Wednesday breakfast, hominy made of Southern corn (perhaps the best of all food for laboring men in hot weather), two cents' worth, with one cent's worth of syrup. For a dinner a splendid beef stew, the meat of which cost two cents. A little extravagant, you see. But then, you know, “a short life and a merry one.”

Perhaps you don't believe that the meat was purchased for two cents? But it was, though. The fact is, that from an ox weighing eight hundred pounds nett you can purchase certain parts weighing about one hundred pounds, for three cents per pound. Two-thirds of a pound made more stew than I could eat. There was really enough for two of us. But then, you know how careless and reckless we Americans are in regard to our table expenses, always getting twice as much as we need.

I must not forget to say that these coarse, cheap portions of the animal are the best for a stew. The very genius of waste seems to have taken possession of me on that fatal day. I poured into my stew all at once, slap-dab, a quarter of a cent's worth of Leicestershire sauce, and as if to show that it never rains but it pours, I closed that gluttonous scene by devouring a cent's worth of hominy pudding. Food for Wednesday, eight and a quarter cents.

The gross excess of Wednesday led to a very moderate Thursday breakfast, which consisted of oatmeal porridge and milk, costing about two and a half cents. For dinner, cracked wheat and baked beans, two cents' worth of each, milk, one cent's worth. Food for Thursday cost seven and a half cents.

Friday breakfast, Southern hulled corn and milk, costing three cents. For dinner, another of those gormandic surfeits which so disgraced the history of Wednesday. Expenses for the day, eight and a quarter cents.

This morning when I went to the table I said to myself, “What's the use of this economy?” and I made up my mind that for this day, at least, I would sink all moral restraints, and give up the reins to appetite. I have no apology or defence for what followed.

Saturday breakfast, I began with one cent's worth of oatmeal porridge, with a teaspoonful of sugar worth a quarter of a cent. Then followed a cent's worth of cracked wheat, with half a cent's worth of milk. Then the breakfast closed with two cents' worth of milk and one cent's worth of rye and Indian bread. For dinner I ate half a small lobster, which cost three cents, with one cent's worth of coarse bread and one cent's worth of hominy salad, and closed with two cents' worth of cracked wheat and milk. Cost of the day's food, twelve and three-quarter cents.

In all of these statements only the cost of material is given.

Cost for the week, fifty-four and a quarter cents.

Of course I don't pretend that everybody can live in this luxurious way. It isn't everybody that can afford it. I could have lived just as well, so far as health and strength are concerned, on half the money. Besides, on three days I ate too much altogether, and suffered from thirst and dullness. But then I may plead that I work very hard, and really need a good deal more food than idlers. Not only have I written forty odd pages of this book during the week, but I have done a large amount of hard muscular labor.

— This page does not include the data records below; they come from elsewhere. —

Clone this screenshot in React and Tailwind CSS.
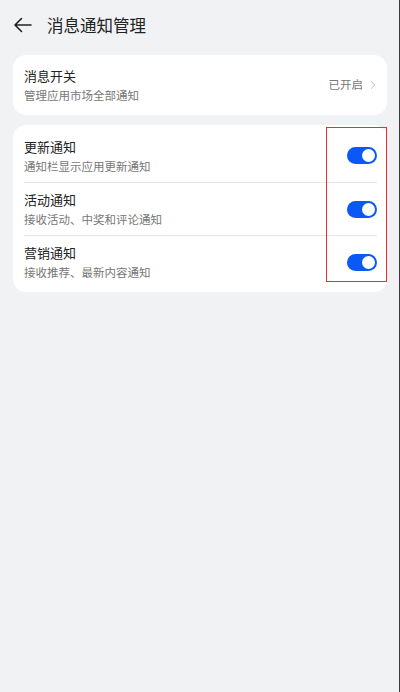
import { ChevronRight } from 'lucide-react';

const items = [
  { title: '更新通知', desc: '通知栏显示应用更新通知' },
  { title: '活动通知', desc: '接收活动、中奖和评论通知' },
  { title: '营销通知', desc: '接收推荐、最新内容通知' },
];

function Toggle() {
  return (
    <div className="w-[30px] h-[17px] rounded-full bg-[#0a59f7] flex items-center justify-end pr-[2px]">
      <div className="w-[13px] h-[13px] rounded-full bg-white" />
    </div>
  );
}

export default function App() {
  return (
    <div
      className="relative w-[400px] h-[692px] bg-[#f1f2f4] overflow-hidden"
      style={{ fontFamily: '"Noto Sans CJK SC", "Noto Sans", sans-serif' }}
    >
      <div className="flex items-center h-[50px] pl-[13px]">
        <svg width="19" height="16" viewBox="0 0 19 16" fill="none" stroke="#222" strokeWidth="1.6" strokeLinecap="round" strokeLinejoin="round">
          <path d="M18 8H2M8.5 1.5L2 8l6.5 6.5" />
        </svg>
        <h1 className="ml-[15px] text-[16.5px] text-[#222] leading-none">消息通知管理</h1>
      </div>

      <div className="mx-[13px] mt-[5px] bg-white rounded-[13px] h-[60px] flex items-center pl-[11px] pr-[7px]">
        <div className="flex-1">
          <div className="text-[13px] text-[#222] leading-[20px]">消息开关</div>
          <div className="text-[11.5px] text-[#777] leading-[17px] mt-[1px]">管理应用市场全部通知</div>
        </div>
        <span className="text-[11.5px] text-[#777]">已开启</span>
        <ChevronRight size={14} strokeWidth={1.3} className="text-[#aaa] ml-[3px]" />
      </div>

      <div className="relative mx-[13px] mt-[10px] bg-white rounded-[13px] py-[4px] pl-[11px] pr-[10px]">
        {items.map((it, i) => (
          <div key={it.title} className={`flex items-center h-[53px] ${i > 0 ? 'border-t border-[#e6e6e6]' : ''}`}>
            <div className="flex-1">
              <div className="text-[13px] text-[#222] leading-[20px]">{it.title}</div>
              <div className="text-[11.5px] text-[#777] leading-[17px] mt-[1px]">{it.desc}</div>
            </div>
            <Toggle />
          </div>
        ))}
        <div className="absolute top-[2px] right-0 w-[61px] h-[155px] border border-solid border-[color:#e8302f] pointer-events-none" />
      </div>

      <div className="absolute top-0 right-0 w-px h-full bg-[#3a3a3a]" />
    </div>
  );
}
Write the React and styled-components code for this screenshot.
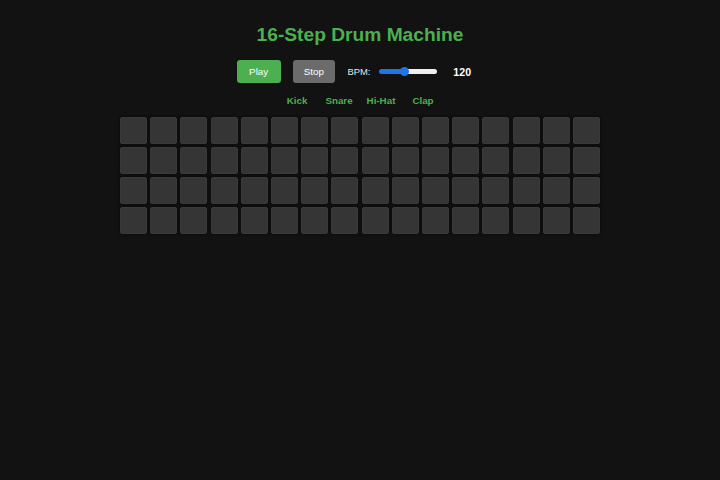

By the way, I weighed myself at the beginning of the week, and found it was just two hundred and twelve pounds. Since dinner today I weighed again and found that I balanced two hundred and twelve and a half pounds, although it has been a week of warm weather, and I have had unusual demands for exertion of various kinds.

But let me feed a family of ten instead of one person, and I will give them the highest health and strength upon a diet which will cost here in Boston not more than two dollars for the ten persons for a week. Let me transfer my experiment to the Far West, where wheat, corn, oats and beef are so cheap, and the cost of feeding my family of ten would be so ridiculous that I dare not mention it lest you laugh at me.

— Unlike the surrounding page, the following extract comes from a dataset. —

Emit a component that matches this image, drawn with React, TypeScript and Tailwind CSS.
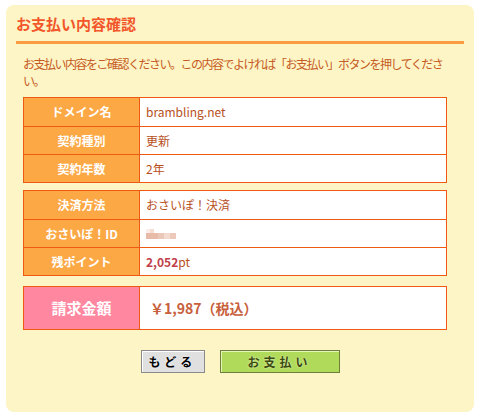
export default function App() {
  const font = { fontFamily: '"Noto Sans CJK JP", "Noto Sans", sans-serif' };

  const rows1 = [
    { label: 'ドメイン名', value: <span>brambling.net</span> },
    { label: '契約種別', value: <span>更新</span> },
    { label: '契約年数', value: <span>2年</span> },
  ];

  const rows2 = [
    { label: '決済方法', value: <span>おさいぽ！決済</span> },
    {
      label: 'おさいぽ！ID',
      value: (
        <div className="flex flex-col">
          <div className="flex">
            <div className="w-[4px] h-[4px] bg-[#fbeee8]" />
            <div className="w-[4px] h-[4px] bg-[#f6ddd3]" />
          </div>
          <div className="flex">
            <div className="w-[12px] h-[6px] bg-[#e7bba8]" />
            <div className="w-[6px] h-[6px] bg-[#ebc7b8]" />
            <div className="w-[6px] h-[6px] bg-[#f2dacf]" />
            <div className="w-[6px] h-[6px] bg-[#ecc9bb]" />
          </div>
        </div>
      ),
    },
    {
      label: '残ポイント',
      value: (
        <span>
          <span className="font-bold text-[#c2404a]">2,052</span>pt
        </span>
      ),
    },
  ];

  function Table({ rows }: { rows: { label: string; value: React.ReactNode }[] }) {
    return (
      <div className="w-[424px] border border-[#ee5a12] bg-white">
        {rows.map((r, i) => (
          <div
            key={r.label}
            className={`flex h-[28px] ${i > 0 ? 'border-t border-[#ee5a12]' : ''}`}
          >
            <div className="w-[116px] shrink-0 border-r border-[#ee5a12] bg-[#fca845] flex items-center justify-center text-white font-bold text-[12px]">
              {r.label}
            </div>
            <div className="flex-1 flex items-center pl-[6px] text-[12px] text-[#b8501c]">
              {r.value}
            </div>
          </div>
        ))}
      </div>
    );
  }

  return (
    <div style={font} className="w-[481px] h-[417px] bg-white pt-[5px] pl-[6px]">
      <div className="w-[468px] h-[407px] rounded-[8px] bg-[#fdf5c5] px-[10px] pt-[9px]">
        <div className="text-[15px] leading-[20px] font-bold text-[#f2562a] pb-[7px] border-b-[3px] border-[#fa9c42]">
          お支払い内容確認
        </div>
        <div className="px-[7px]">
          <p className="mt-[11px] text-[12px] leading-[17px] text-[#c65a24] tracking-[-1.5px] whitespace-nowrap">
            お支払い内容をご確認ください。この内容でよければ「お支払い」ボタンを押してくださ
            <br />
            い。
          </p>
          <div className="mt-[8px]">
            <Table rows={rows1} />
          </div>
          <div className="mt-[7px]">
            <Table rows={rows2} />
          </div>
          <div className="mt-[10px] w-[424px] h-[44px] border border-[#ee5a12] bg-white flex">
            <div className="w-[116px] shrink-0 border-r border-[#ee5a12] bg-[#ff87a0] flex items-center justify-center text-white font-bold text-[15px]">
              請求金額
            </div>
            <div className="flex-1 flex items-center pl-[10px] text-[14px] font-bold text-[#c8603c]">
              ￥1,987（税込）
            </div>
          </div>
        </div>
        <div className="mt-[20px] flex justify-center gap-[15px]">
          <button className="w-[64px] h-[23px] bg-[#e0e0e0] border border-[#8a8a8a] shadow-[inset_1px_1px_0_#ffffff] text-[12px] tracking-[4px] text-black font-bold [text-shadow:0_0_2px_#ffffff]">
            もどる
          </button>
          <button className="w-[120px] h-[23px] bg-[#b0da5a] border border-[#6e7f3a] shadow-[inset_1px_1px_0_#e4f5b8] text-[12px] tracking-[4px] text-[#3c4a10] font-bold [text-shadow:0_0_2px_#eefad0]">
            お支払い
          </button>
        </div>
      </div>
    </div>
  );
}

And so far from my family group being one of ghosts or skeletons, I will engage that they shall be plumper and stronger, healthier and happier, with clearer skins, brighter eyes, sweeter breaths, whiter teeth, and, in addition, that they shall live longer than your Delmonico diners, each of whom spends enough at a single dinner to feed my family of ten for a week. And last, but not least, they shall enjoy their meals vastly more than your Delmonico diners.